Reproduce, word for word, every line from the first one down to the line containing "const active = 0;", and nothing else.

▬▬▬

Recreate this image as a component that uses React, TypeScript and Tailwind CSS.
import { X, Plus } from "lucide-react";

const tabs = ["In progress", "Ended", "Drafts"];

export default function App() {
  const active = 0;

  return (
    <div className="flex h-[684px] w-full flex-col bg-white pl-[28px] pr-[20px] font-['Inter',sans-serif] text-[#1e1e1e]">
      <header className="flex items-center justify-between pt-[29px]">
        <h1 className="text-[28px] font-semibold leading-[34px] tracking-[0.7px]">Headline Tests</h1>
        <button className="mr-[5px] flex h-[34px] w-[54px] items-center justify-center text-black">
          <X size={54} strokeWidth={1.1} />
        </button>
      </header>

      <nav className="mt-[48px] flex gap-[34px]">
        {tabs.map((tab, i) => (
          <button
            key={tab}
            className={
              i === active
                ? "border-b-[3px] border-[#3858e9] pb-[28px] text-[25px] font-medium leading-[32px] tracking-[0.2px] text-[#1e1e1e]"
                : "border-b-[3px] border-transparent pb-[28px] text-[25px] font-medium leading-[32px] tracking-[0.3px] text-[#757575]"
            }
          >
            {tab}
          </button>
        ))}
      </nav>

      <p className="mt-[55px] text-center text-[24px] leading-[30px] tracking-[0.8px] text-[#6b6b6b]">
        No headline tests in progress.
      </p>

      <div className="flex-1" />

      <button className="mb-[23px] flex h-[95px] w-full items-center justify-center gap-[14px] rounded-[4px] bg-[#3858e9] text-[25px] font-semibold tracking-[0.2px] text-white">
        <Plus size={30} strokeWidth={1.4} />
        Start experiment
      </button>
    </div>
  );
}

▬▬▬

» **SOLUTION FOR THIS TASK**
Recreate this image as a component that uses React, TypeScript and Tailwind CSS.
import { X, Plus } from "lucide-react";

const tabs = ["In progress", "Ended", "Drafts"];

export default function App() {
  const active = 0;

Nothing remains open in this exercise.